I wrote a fairly straight forward test program to begin examining the benefits of performing asynchronous IO while post processing CFD flow fields, or even while performing the actual (DNS) CFD computations. This test program times some IO operations because I wanted to explore 2 potential techniques of parallelizing IO with respect to computations. The data is separated into different volumes for each time realization, then each volume is separated into different wall-normal (or k) planes each of which is stored in its own unformatted file. So my two strategies were to either read in an entire volume ahead of the one I am currently processing, or to read in a single k plane in advance of the data which is currently being processed. I have attached all the relavent files needed to compile the test program (3 files). If you like I can even send you the data (maybe > 1GB though...) if you want to test it. The problem is that the serial/non-parallel case works fine, and each of the two different parallel strategies works fine as long as I don't read in any more than 13 files (k planes). If i read 14 or more (106 in total per volume) the code simply hangs. No error messages, no crashes. If I use strace -p to look at the code while it is executing I see no activity (but I see plenty when I look during the serial code execution without asynchronous IO). I have tried this on two different machines (although the data is in the same place, mounted with NFS I think) and the same thing happens. I have not yet opened it in a debugger since totalview doesn't forward x windows to my home machine properly, but plan to do this when I get back to work on Monday. Below is some perhaps optional motivational info for the two strategies, and then some contextual info about my background, and perhaps finaly some background on each of the 3 files I have attached.
The first strategy requires reading multiple unformatted files asynchronously and concurrently. In the past I have encountered stupidly parallel problems, but which require performing IO stored in different files but on the same device, and attempted a similar technique: I had n sets of files each of which could be processed independantly. So option 1: write a script which processes them in series. Option 2: write a script which using PBS runs each case on an individual node concurrently. The problem was that this parallel case took longer than the serial case. I suspect that this was because the processing was almost entirely IO and all the data was stored on the same device, so each cluster would ask for some different file all at once from the same device/data server and the server would find file one, start reading it and sending it to the node with my program, then before it could finish would find file 2 start reading etc. and then have to go back and find where it was in file 1, in effect causing more write head seeks than the serial case. By my logic, depending on how asynchronous IO has been implemented I could encounter a similar situation using strategy 1 of my test program.
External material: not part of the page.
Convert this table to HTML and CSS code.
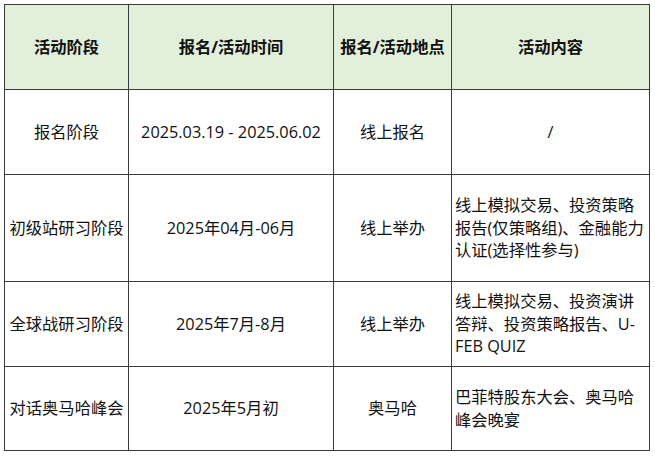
FILE: index.html
```html
<!DOCTYPE html>
<html lang="zh-CN">
<head>
<meta charset="utf-8">
<link rel="stylesheet" href="styles.css">
</head>
<body>
<table class="sched">
  <colgroup>
    <col class="c1"><col class="c2"><col class="c3"><col class="c4">
  </colgroup>
  <thead>
    <tr class="r-head">
      <th>活动阶段</th>
      <th>报名/活动时间</th>
      <th>报名/活动地点</th>
      <th>活动内容</th>
    </tr>
  </thead>
  <tbody>
    <tr class="r-std">
      <td>报名阶段</td>
      <td>2025.03.19 - 2025.06.02</td>
      <td>线上报名</td>
      <td class="mid">/</td>
    </tr>
    <tr class="r-tall">
      <td>初级站研习阶段</td>
      <td>2025年04月-06月</td>
      <td>线上举办</td>
      <td class="txt">线上模拟交易、投资策略<br>报告(仅策略组)、金融能力<br>认证(选择性参与)</td>
    </tr>
    <tr class="r-std">
      <td>全球战研习阶段</td>
      <td>2025年7月-8月</td>
      <td>线上举办</td>
      <td class="txt">线上模拟交易、投资演讲<br>答辩、投资策略报告、U-<br>FEB QUIZ</td>
    </tr>
    <tr class="r-last">
      <td>对话奥马哈峰会</td>
      <td>2025年5月初</td>
      <td>奥马哈</td>
      <td class="txt">巴菲特股东大会、奥马哈<br>峰会晚宴</td>
    </tr>
  </tbody>
</table>
</body>
</html>
```
FILE: styles.css
```css
html, body {
  margin: 0;
  padding: 0;
  background: #ffffff;
}
body {
  padding: 4px 0 0 4px;
  font-family: "Open Sans", "Noto Sans CJK SC", sans-serif;
  color: #111111;
}
.sched {
  border-collapse: collapse;
  table-layout: fixed;
  width: 645px;
}
.c1 { width: 124px; }
.c2 { width: 205px; }
.c3 { width: 118px; }
.c4 { width: 198px; }
.sched th,
.sched td {
  border: 1px solid #3c3c3c;
  font-size: 16.3px;
  line-height: 22.5px;
  text-align: center;
  vertical-align: middle;
  padding: 0;
  white-space: nowrap;
}
.sched th {
  background: #e2efda;
  font-weight: 700;
}
.r-head { height: 85px; }
.r-std { height: 85px; }
.r-tall { height: 107px; }
.r-last { height: 84px; }
.sched td.txt {
  text-align: left;
  padding-left: 3px;
  padding-top: 0;
}
```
As an alternative to this I devised strategy 2: only one file would be asynchronously opened and read at a time, but I could still perform calculations laging the data being currently read.
Where I am coming from: contextual background information about my programming abilities
I am a graduate student researching supersonic and hypersonic compressible turbulence which can require the use of some very large data sets (~1TB sometimes). I do not necessarily have the best background in computer architecture/science etc. Since I am not a professional developer, I write codes mainly for readability, portability, generality (where possible) and speed (when necessary) so please keep all of this in mind when replying.
testasynchIO.f90 main test program. Takes 4 commandline arguments: case, i-dimensions, j-dimensions, k-dimensions
case is s|p|b corresponding to serial, parallel, and block or stencil strategies. The i-dimension and j-dimension are integers and correspond to the size of the data arrays in the 1 and 2 dimensions and are fixed by the content of each kplane file. You may vary k-dimension from 1 to 106 to determine the number of kplanes to read in and also the size of the variables in the 3 dimension.
A module with some very basic utilities for getting command line arguments, handling errors related to them, and printing progress bars, spinners, etc.
a module containing derived types/data structures, as well as some various scientific constants and integer constants corresponding to various data types.
a binary executable which i compiled and may or may not work on your machine.
Thanks in advance for any help. If you think you have a better way to do what I am trying to do I am happy to discuss it with you.